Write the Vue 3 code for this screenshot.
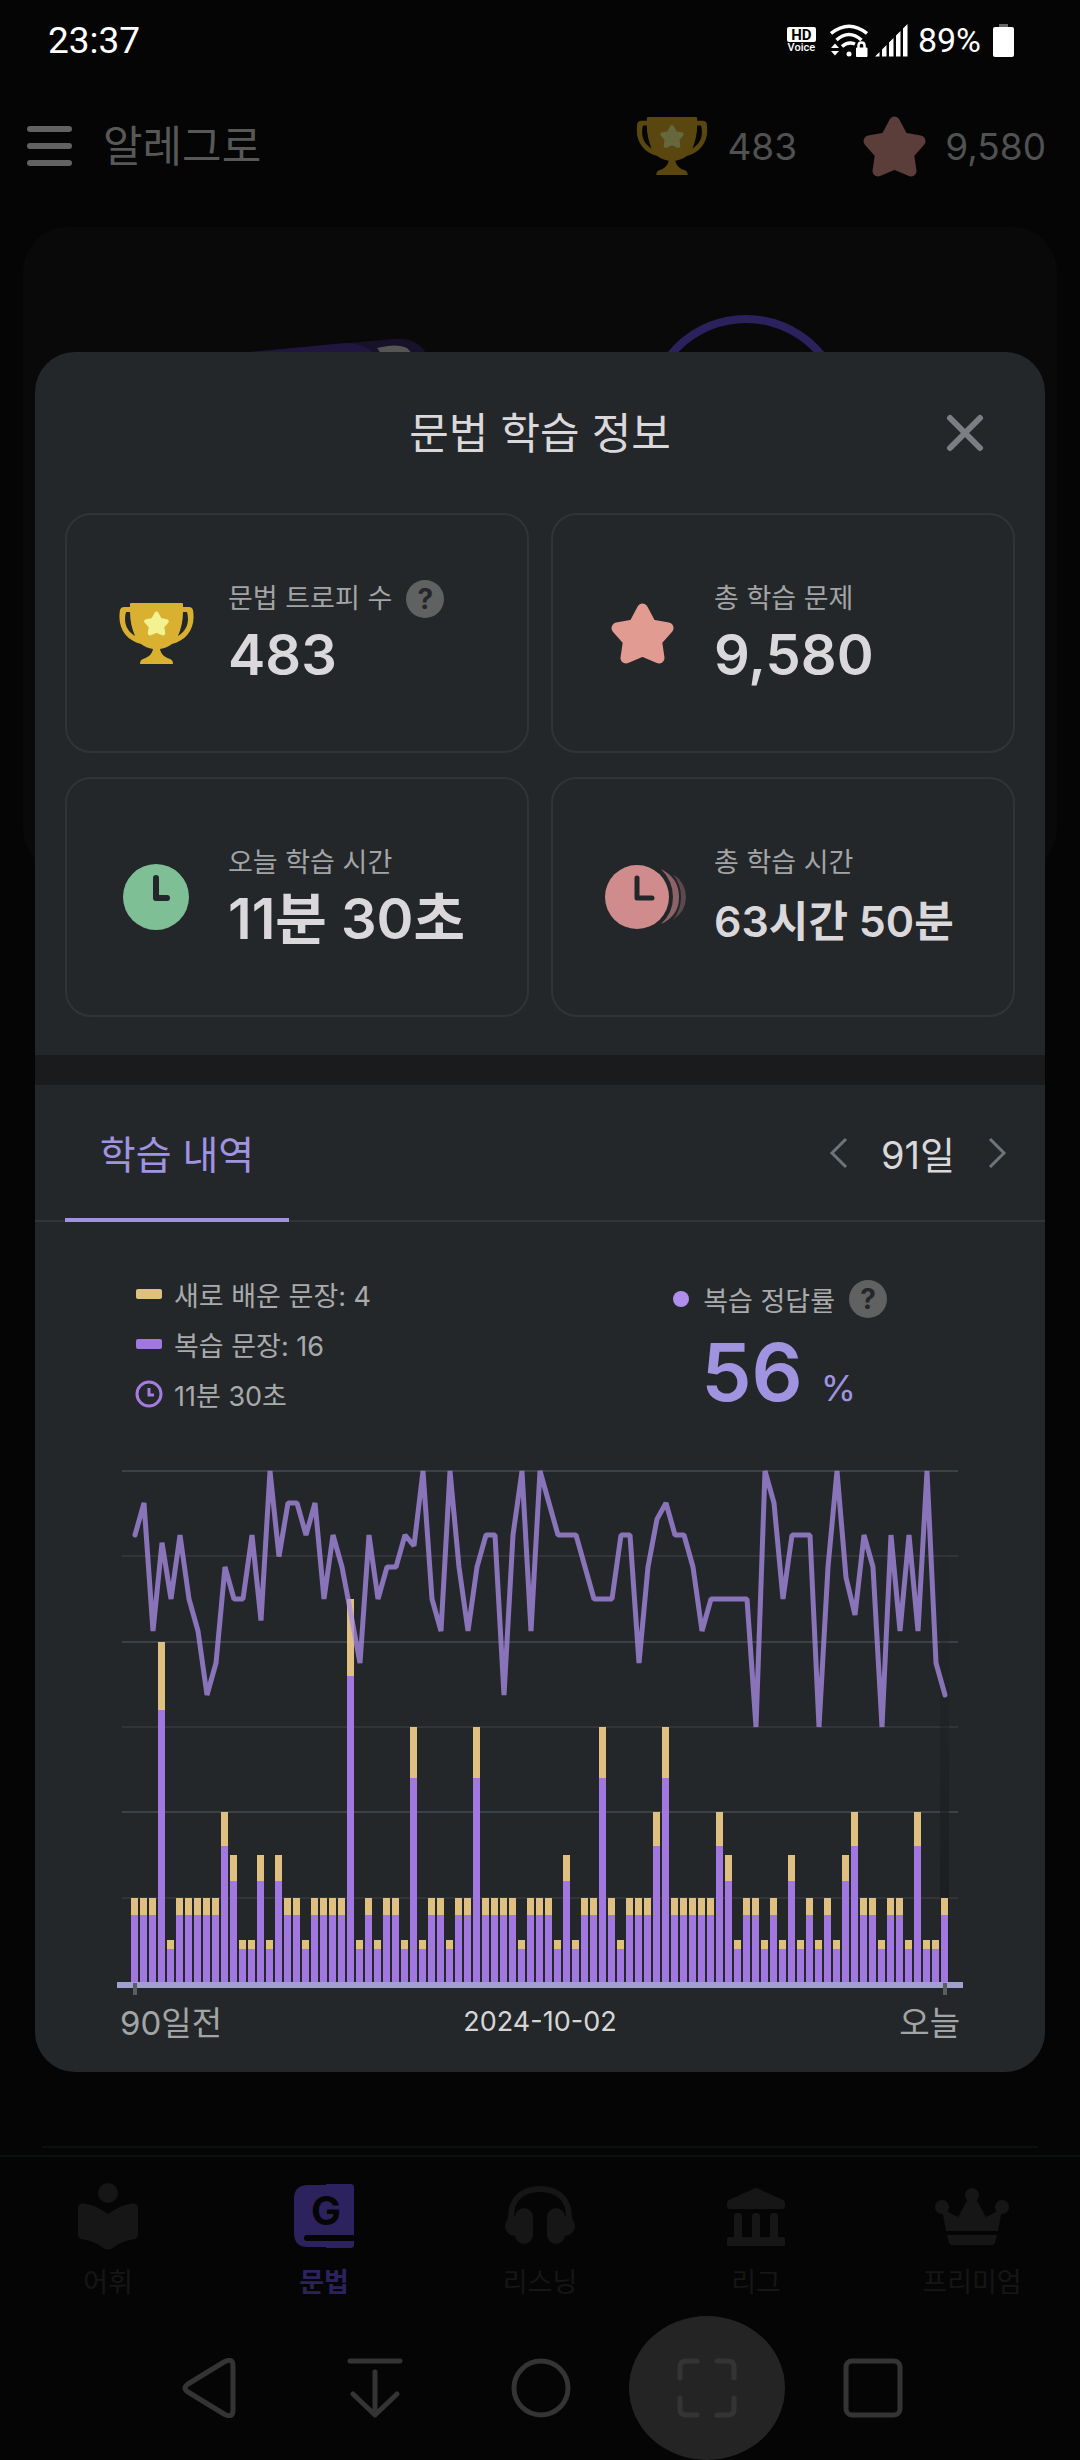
<script setup>
import { ref, computed } from 'vue'

const totals = [
  20, 20, 20, 80, 10, 20, 20, 20, 20, 20, 40, 30, 10, 10, 30, 10, 30, 20, 20, 10,
  20, 20, 20, 20, 90, 10, 20, 10, 20, 20, 10, 60, 10, 20, 20, 10, 20, 20, 60, 20,
  20, 20, 20, 10, 20, 20, 20, 10, 30, 10, 20, 20, 60, 20, 10, 20, 20, 20, 40, 60,
  20, 20, 20, 20, 20, 40, 30, 10, 20, 20, 10, 20, 10, 30, 10, 20, 10, 20, 10, 30,
  40, 20, 20, 10, 20, 20, 10, 40, 10, 10, 20
]
const accuracy = [
  87.5, 93.75, 68.75, 86, 75, 87.5, 75, 68.75, 56.25, 62.5, 81.25, 75, 75, 87.5, 70.8,
  100, 83.3, 93.75, 93.75, 87.5, 93.75, 75, 87.5, 81.25, 72, 62.5, 87.5, 75, 81.25, 81.25,
  87.5, 85.4, 100, 75, 68.75, 100, 81.25, 68.75, 81.25, 87.5, 87.5, 56.25, 87.5, 100, 68.75,
  100, 93.75, 87.5, 87.5, 87.5, 81.25, 75, 75, 75, 87.5, 87.5, 62.5, 81.25, 90.6, 93.75,
  87.5, 87.5, 81.25, 68.75, 75, 75, 75, 75, 75, 50, 100, 93.75, 75, 87.5, 87.5,
  87.5, 50, 81.25, 100, 79.2, 71.9, 87.5, 81.25, 50, 87.5, 68.75, 87.5, 68.75, 100, 62.5, 56.25
]

const BASE = 513
const PER_SENTENCE = 4.267
const bars = computed(() =>
  totals.map((total, i) => {
    const full = Math.round(total * PER_SENTENCE)
    const review = Math.round(total * 0.8 * PER_SENTENCE)
    return { x: 14 + i * 9, full, review }
  })
)
const linePoints = computed(() =>
  accuracy.map((p, i) => `${18 + i * 9},${(1 + (100 - p) * 5.12).toFixed(1)}`).join(' ')
)
const gridLines = [0, 85, 171, 256, 341, 427]

const stats = [
  { icon: 'trophy', label: '문법 트로피 수', value: '483', help: true },
  { icon: 'star', label: '총 학습 문제', value: '9,580' },
  { icon: 'clock', label: '오늘 학습 시간', value: '11분 30초' },
  { icon: 'clocks', label: '총 학습 시간', value: '63시간 50분', small: true }
]
const tabs = ['어휘', '문법', '리스닝', '리그', '프리미엄']
const activeTab = ref(1)
const days = ref(91)
</script>

<template>
  <div class="screen" lang="ko">
    <svg class="defs" width="0" height="0" aria-hidden="true">
      <symbol id="star" viewBox="0 0 63 61">
        <path d="M31.5 6 40 22 57 25 45.5 38 48 55 31.5 48 15 55 17.5 38 6 25 23 22Z" fill="currentColor" stroke="currentColor" stroke-width="11" stroke-linejoin="round" />
      </symbol>
      <symbol id="trophy" viewBox="0 0 75 61">
        <path fill="currentColor" fill-rule="evenodd" d="M12 0H63Q64 0 64 1V4H70Q73 4 74 7C77 25 68 37 53 41Q48 45 41 46C42 51 45 54 51 56Q54 57 54 61H21Q21 57 24 56C30 54 33 51 34 46Q27 45 22 41C7 37-2 25 1 7Q2 4 5 4H11V1Q11 0 12 0ZM7 9C4 20 8 28 16 33C13 26 11 18 11 9ZM68 9H64C64 18 62 26 59 33C67 28 71 20 68 9Z" />
      </symbol>
    </svg>

    <div class="status">
      <span class="clock">23:37</span>
      <div class="status-right">
        <div class="hd"><span class="hd-box">HD</span><span class="hd-voice">Voice</span></div>
        <svg width="38" height="33" viewBox="0 0 38 33" aria-label="Wi-Fi">
          <g fill="none" stroke="#fff" stroke-width="3.500">
            <path d="M1 9.500Q19-5 37 9.500" /><path d="M6.500 16Q19 5 31.500 16" /><path d="M12 22.500Q18 17 25 20" />
          </g>
          <circle cx="19" cy="30" r="2.500" fill="#fff" />
          <path d="M1 24 5 19.500 9 24ZM1 27H9L5 31.500Z" fill="#fff" />
          <path d="M26.500 24H37V32.500H26.500Z" fill="#fff" stroke="#fff" /><path d="M28.500 24V21.500Q28.500 18.500 31.500 18.500T34.500 21.500V24" fill="none" stroke="#fff" stroke-width="2.500" />
        </svg>
        <svg width="33" height="33" viewBox="0 0 33 33" aria-label="신호">
          <path fill="#fff" d="M0 32.500 4.500 28V32.500ZM7 25.500 11.500 21V32.500H7ZM14 18.500 18.500 14V32.500H14ZM21 11.500 25.500 7V32.500H21ZM28 4.500 32.500 0V32.500H28Z" />
        </svg>
        <span class="pct">89%</span>
        <svg width="21" height="33" viewBox="0 0 21 33" aria-label="배터리"><rect x="6" width="9" height="4" fill="#666" /><rect y="3" width="21" height="30" rx="2" fill="#fff" /></svg>
      </div>
    </div>

    <header class="topbar">
      <button class="menu" aria-label="메뉴"><i></i><i></i><i></i></button>
      <span class="app-name">알레그로</span>
      <span class="score">
        <svg class="dim-trophy" width="72" height="58" viewBox="0 0 75 61"><use href="#trophy" width="75" height="61" /><use class="inner" href="#star" x="25" y="8" width="25" height="25" /></svg>
        483
      </span>
      <span class="score">
        <svg class="dim-star" width="63" height="61"><use href="#star" /></svg>
        9,580
      </span>
    </header>

    <section class="hero">
      <svg viewBox="0 0 1034 200" aria-hidden="true">
        <path d="M218 126 370 112Q396 109 405 130V140H218Z" fill="#171129" />
        <path d="M218 126 322 116Q345 116 355 132V140H218Z" fill="#1f1740" />
        <path d="M354 121Q374 116 384 121L394 132H362Z" fill="#555" />
        <circle cx="723" cy="189" r="97" fill="none" stroke="#2b215c" stroke-width="8" />
      </svg>
    </section>
    <div class="grow"></div>
    <hr class="rule" />

    <nav class="tabbar">
      <button v-for="(t, i) in tabs" :key="t" :class="{ on: i === activeTab }" @click="activeTab = i">
        <svg v-if="i === 0" width="60" height="67" viewBox="0 0 60 67" fill="currentColor"><circle cx="30" cy="10" r="10" /><path d="M0 25Q0 21 4 20.500Q15 20 30 31Q45 20 56 20.500Q60 21 60 25V51Q60 55 57 56Q44 58 36 64Q30 69 24 64Q16 58 3 56Q0 55 0 51Z" /></svg>
        <svg v-else-if="i === 1" width="60" height="67" viewBox="0 0 60 67" fill="currentColor"><path d="M14 2H32V1H58L60 3V52H13Q10 52 10 55T13 58H60V63L58 65H32V64H14Q0 64 0 50V16Q0 2 14 2Z" /><text x="32" y="42" text-anchor="middle" class="g">G</text></svg>
        <svg v-else-if="i === 2" width="70" height="67" viewBox="0 0 70 67" fill="currentColor"><path d="M6 44V34C6 15 18 6 35 6S64 15 64 34V44" fill="none" stroke="currentColor" stroke-width="6" /><rect x="10" y="25" width="18" height="36" rx="9" /><rect x="42" y="25" width="18" height="36" rx="9" /><circle cx="10" cy="43" r="10" /><circle cx="60" cy="43" r="10" /></svg>
        <svg v-else-if="i === 3" width="58" height="67" viewBox="0 0 58 67" fill="currentColor"><path d="M26 6Q29 4 32 6L56 17Q58 18 58 20V23Q58 26 55 26H3Q0 26 0 23V20Q0 18 2 17ZM7 33Q7 30 11 30T15 33V54H7ZM25 33Q25 30 29 30T33 33V54H25ZM43 33Q43 30 47 30T51 33V54H43ZM2 54H56Q58 54 58 56V63H0V56Q0 54 2 54Z" /></svg>
        <svg v-else width="74" height="67" viewBox="0 0 74 67" fill="currentColor"><circle cx="37" cy="12" r="7" /><circle cx="7" cy="24" r="7" /><circle cx="67" cy="24" r="7" /><path d="M7 26 23 34 34 14H40L51 34 67 26 63 48H11ZM12 52H62L60 60Q59 62 57 62H17Q15 62 14 60Z" /></svg>
        <span>{{ t }}</span>
      </button>
    </nav>

    <div class="sysnav">
      <button aria-label="뒤로"><svg width="60" height="60" viewBox="0 0 60 60"><path d="M9 26 45 4Q54-1 54 8V52Q54 61 45 56L9 34Q3 30 9 26Z" /></svg></button>
      <button aria-label="내리기"><svg width="60" height="60" viewBox="0 0 60 60"><path d="M5 3H55M30 14V57M8 36 30 57 52 36" /></svg></button>
      <button aria-label="홈"><svg width="60" height="60" viewBox="0 0 60 60"><circle cx="30" cy="30" r="27" /></svg></button>
      <button class="pressed" aria-label="전체 화면"><svg width="60" height="60" viewBox="0 0 60 60"><path d="M3 20V9Q3 3 9 3H20M40 3H51Q57 3 57 9V20M57 40V51Q57 57 51 57H40M20 57H9Q3 57 3 51V40" /></svg></button>
      <button aria-label="최근 앱"><svg width="60" height="60" viewBox="0 0 60 60"><rect x="3" y="3" width="54" height="54" rx="6" /></svg></button>
    </div>

    <section class="modal" role="dialog" aria-labelledby="dlg-title">
      <header class="modal-head">
        <h1 id="dlg-title">문법 학습 정보</h1>
        <button class="close" aria-label="닫기"><svg width="38" height="38" viewBox="0 0 38 38"><path d="M4 4 34 34M34 4 4 34" stroke="#7b7f83" stroke-width="6" stroke-linecap="round" /></svg></button>
      </header>

      <div class="cards">
        <article v-for="s in stats" :key="s.label" class="card">
          <div class="card-icon">
            <svg v-if="s.icon === 'trophy'" class="trophy" width="75" height="61" viewBox="0 0 75 61"><use href="#trophy" /><use class="inner" href="#star" x="25" y="8" width="25" height="25" /></svg>
            <svg v-else-if="s.icon === 'star'" class="star" width="63" height="61"><use href="#star" /></svg>
            <svg v-else-if="s.icon === 'clock'" width="66" height="66" viewBox="0 0 66 66"><circle cx="33" cy="33" r="33" fill="#7fbf96" /><path d="M33 14V34H44" fill="none" stroke="#24272a" stroke-width="6" stroke-linecap="round" stroke-linejoin="round" /></svg>
            <svg v-else width="90" height="66" viewBox="0 0 90 66">
              <path d="M76 10Q89 19 89 33T76 56Q84 46 84 33T76 10Z" fill="#5d484c" />
              <path d="M64 5Q82 14 82 33T64 60Q76 49 76 33T64 5Z" fill="#8c6367" />
              <circle cx="40" cy="33" r="32" fill="#d08c8d" /><path d="M40 14V34H55" fill="none" stroke="#24272a" stroke-width="5" stroke-linecap="round" stroke-linejoin="round" />
            </svg>
          </div>
          <div class="card-text">
            <div class="label">{{ s.label }}<button v-if="s.help" class="help" aria-label="도움말">?</button></div>
            <strong :class="{ small: s.small }">{{ s.value }}</strong>
          </div>
        </article>
      </div>

      <div class="band"></div>

      <div class="history-head">
        <button class="history-tab">학습 내역</button>
        <div class="range">
          <button aria-label="이전" @click="days--"><svg width="20" height="32" viewBox="0 0 20 32"><path d="M17 2 3 16 17 30" /></svg></button>
          <span>{{ days }}일</span>
          <button aria-label="다음" @click="days++"><svg width="20" height="32" viewBox="0 0 20 32"><path d="M3 2 17 16 3 30" /></svg></button>
        </div>
      </div>

      <div class="summary">
        <ul class="legend">
          <li><i class="swatch fresh"></i>새로 배운 문장: 4</li>
          <li><i class="swatch review"></i>복습 문장: 16</li>
          <li><svg width="28" height="28" viewBox="0 0 28 28" fill="none"><circle cx="14" cy="14" r="12" stroke="#a57be0" stroke-width="3" /><path d="M14 8V15H19" stroke="#a57be0" stroke-width="3" /></svg>11분 30초</li>
        </ul>
        <div class="rate">
          <div class="rate-label"><i class="dot"></i>복습 정답률<button class="help" aria-label="도움말">?</button></div>
          <div class="rate-value">56<small>%</small></div>
        </div>
      </div>

      <div class="chart">
        <svg viewBox="0 0 846 525" role="img" aria-label="최근 91일 학습 내역">
          <defs>
            <linearGradient id="today" x1="0" y1="0" x2="0" y2="1"><stop offset="0" stop-color="#1c1c1f" stop-opacity="0" /><stop offset="1" stop-color="#1c1c1f" /></linearGradient>
          </defs>
          <rect v-for="(y, i) in gridLines" :key="y" x="5" :y="y" width="836" height="2" :fill="i % 2 ? '#323437' : '#3c4145'" />
          <rect x="823" y="62" width="9" height="450" fill="url(#today)" />
          <g v-for="b in bars" :key="b.x">
            <rect :x="b.x" :y="BASE - b.full" width="7" :height="b.full - b.review" fill="#dfc080" />
            <rect :x="b.x" :y="BASE - b.review" width="7" :height="b.review" fill="#a078df" />
          </g>
          <polyline :points="linePoints" fill="none" stroke="#a98be6" stroke-opacity=".76" stroke-width="5" stroke-linejoin="bevel" stroke-linecap="round" />
          <rect y="512" width="846" height="6" fill="#a09fd0" />
          <path d="M16 513H20V525H16ZM826 513H830V525H826Z" fill="#5c5d60" />
        </svg>
        <div class="axis"><span>90일전</span><time>2024-10-02</time><span>오늘</span></div>
      </div>
    </section>
  </div>
</template>

<style>
body { background: #050505; }
</style>

<style scoped>
* { box-sizing: border-box; }
.screen {
  position: relative;
  display: flex;
  flex-direction: column;
  min-height: 100vh;
  background: #050505;
  font-family: Inter, "Noto Sans CJK KR", sans-serif;
  overflow: hidden;
}
.defs { position: absolute; }
svg { display: block; flex: none; }
button { font: inherit; color: inherit; background: none; border: 0; padding: 0; }

.status { display: flex; justify-content: space-between; align-items: center; height: 80px; padding: 0 66px 0 48px; color: #fff; font-family: Roboto, sans-serif; }
.clock { font-size: 37px; }
.status-right { display: flex; align-items: center; gap: 7px; }
.hd { display: flex; flex-direction: column; align-items: center; margin-right: 7px; font-size: 11px; line-height: 12px; font-weight: 500; }
.hd-box { width: 29px; height: 15px; border-radius: 2px; background: #fff; color: #000; font-size: 15px; line-height: 16px; font-weight: 700; text-align: center; }
.pct { margin: 0 5px 0 3px; font-size: 34px; }

.topbar { display: flex; align-items: center; height: 132px; padding: 0 34px 0 27px; color: #505151; }
.menu { display: flex; flex-direction: column; gap: 11px; width: 45px; }
.menu i { height: 6px; border-radius: 3px; background: #626262; }
.app-name { margin: 0 auto 0 31px; font-size: 43px; line-height: 50px; color: #585858; }
.score { display: flex; align-items: center; gap: 19px; margin-left: 66px; font-size: 37px; }
.dim-trophy { color: #5a4710; }
.dim-trophy .inner { color: #66673c; }
.dim-star { color: #5b3d39; }

.hero { margin: 15px 23px 0; height: 646px; border-radius: 45px; background: #0a090a; }
.grow { flex: 1; }
.rule { margin: 0 42px 7px; height: 2px; border: 0; background: #0b0f0f; }

.tabbar { display: grid; grid-template-columns: repeat(5, 1fr); height: 161px; padding-top: 26px; border-top: 2px solid #0b0f0f; color: #161616; }
.tabbar button { display: flex; flex-direction: column; align-items: center; gap: 13px; font-size: 27px; }
.tabbar span { line-height: 40px; height: 40px; }
.tabbar .on { color: #2c225d; font-weight: 700; }
.g { font-size: 40px; font-weight: 700; fill: #050505; }

.sysnav { display: grid; grid-template-columns: repeat(5, 1fr); align-items: center; height: 144px; padding: 0 124px 0 126px; }
.sysnav button { display: flex; justify-content: center; align-items: center; justify-self: center; }
.sysnav svg { fill: none; stroke: #343434; stroke-width: 5px; stroke-linecap: round; stroke-linejoin: round; }
.sysnav .pressed { width: 156px; height: 144px; border-radius: 50%; background: #242424; }

.modal { position: absolute; top: 352px; left: 35px; right: 35px; border-radius: 40px; background: #24272a; color: #dad8da; overflow: hidden; }
.modal-head { display: grid; grid-template-columns: 1fr auto 1fr; align-items: center; height: 161px; padding: 0 61px; }
.modal-head h1 { grid-column: 2; margin: 0; font-size: 43px; line-height: 50px; font-weight: 400; }
.close { justify-self: end; }

.cards { display: grid; grid-template-columns: 1fr 1fr; gap: 24px 22px; padding: 0 30px 38px; }
.card { display: flex; align-items: center; gap: 27px; height: 240px; padding-left: 44px; border: 2px solid #313337; border-radius: 26px; }
.card-icon { display: flex; justify-content: center; width: 90px; }
.trophy { color: #d9b02f; }
.trophy .inner { color: #f2f290; }
.star { color: #e29b91; }
.card-text { padding-top: 4px; white-space: nowrap; }
.label { display: flex; align-items: center; height: 40px; font-size: 27px; line-height: 40px; color: #a3a4a5; }
.help { width: 38px; height: 38px; margin-left: 14px; border-radius: 50%; background: #606161; color: #24272a; font-size: 28px; line-height: 38px; font-weight: 700; text-align: center; }
.card strong { display: block; height: 72px; font-size: 56px; line-height: 72px; font-weight: 600; }
.card strong.small { font-size: 43px; line-height: 76px; }

.band { height: 30px; background: #1a1b1d; }

.history-head { display: flex; justify-content: space-between; height: 137px; padding: 0 38px 0 30px; border-bottom: 2px solid #323438; }
.history-tab { height: 137px; width: 224px; border-bottom: 4px solid #a093e0; color: #a093e0; font-size: 39px; }
.range { display: flex; align-items: center; gap: 32px; font-size: 38px; }
.range path { fill: none; stroke: #6c757c; stroke-width: 3px; }

.summary { display: flex; justify-content: space-between; padding: 47px 158px 0 100px; color: #a9aaab; font-size: 27px; }
.legend { margin: 0; padding: 0; list-style: none; }
.legend li { display: flex; align-items: center; gap: 11px; height: 50px; }
.swatch { width: 26px; height: 10px; margin: 0 1px; border-radius: 2px; }
.fresh { background: #dfc080; }
.review { background: #a078df; }
.rate-label { display: flex; align-items: center; height: 60px; }
.dot { width: 16px; height: 16px; margin-right: 14px; border-radius: 50%; background: #b08fec; }
.rate-value { display: flex; align-items: baseline; gap: 18px; height: 86px; padding-left: 28px; color: #a093e0; font-size: 80px; line-height: 86px; font-weight: 600; }
.rate-value small { font-size: 36px; font-weight: 400; }

.chart { padding: 51px 82px 25px; }
.axis { display: grid; grid-template-columns: 1fr auto 1fr; align-items: center; height: 52px; padding: 0 3px; font-size: 33px; color: #a3a4a5; }
.axis time { font-size: 27px; color: #d6d6d6; }
.axis span:last-child { text-align: right; }
</style>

____________

* _Challenge_:
Restate each line from the start of the listing through the line bearing "const gridLines = [0, 85, 171, 256, 341, 427]" word for word. Drop the pictures.

* _Exercise answer_:
Write the Vue 3 code for this screenshot.
<script setup>
import { ref, computed } from 'vue'

const totals = [
  20, 20, 20, 80, 10, 20, 20, 20, 20, 20, 40, 30, 10, 10, 30, 10, 30, 20, 20, 10,
  20, 20, 20, 20, 90, 10, 20, 10, 20, 20, 10, 60, 10, 20, 20, 10, 20, 20, 60, 20,
  20, 20, 20, 10, 20, 20, 20, 10, 30, 10, 20, 20, 60, 20, 10, 20, 20, 20, 40, 60,
  20, 20, 20, 20, 20, 40, 30, 10, 20, 20, 10, 20, 10, 30, 10, 20, 10, 20, 10, 30,
  40, 20, 20, 10, 20, 20, 10, 40, 10, 10, 20
]
const accuracy = [
  87.5, 93.75, 68.75, 86, 75, 87.5, 75, 68.75, 56.25, 62.5, 81.25, 75, 75, 87.5, 70.8,
  100, 83.3, 93.75, 93.75, 87.5, 93.75, 75, 87.5, 81.25, 72, 62.5, 87.5, 75, 81.25, 81.25,
  87.5, 85.4, 100, 75, 68.75, 100, 81.25, 68.75, 81.25, 87.5, 87.5, 56.25, 87.5, 100, 68.75,
  100, 93.75, 87.5, 87.5, 87.5, 81.25, 75, 75, 75, 87.5, 87.5, 62.5, 81.25, 90.6, 93.75,
  87.5, 87.5, 81.25, 68.75, 75, 75, 75, 75, 75, 50, 100, 93.75, 75, 87.5, 87.5,
  87.5, 50, 81.25, 100, 79.2, 71.9, 87.5, 81.25, 50, 87.5, 68.75, 87.5, 68.75, 100, 62.5, 56.25
]

const BASE = 513
const PER_SENTENCE = 4.267
const bars = computed(() =>
  totals.map((total, i) => {
    const full = Math.round(total * PER_SENTENCE)
    const review = Math.round(total * 0.8 * PER_SENTENCE)
    return { x: 14 + i * 9, full, review }
  })
)
const linePoints = computed(() =>
  accuracy.map((p, i) => `${18 + i * 9},${(1 + (100 - p) * 5.12).toFixed(1)}`).join(' ')
)
const gridLines = [0, 85, 171, 256, 341, 427]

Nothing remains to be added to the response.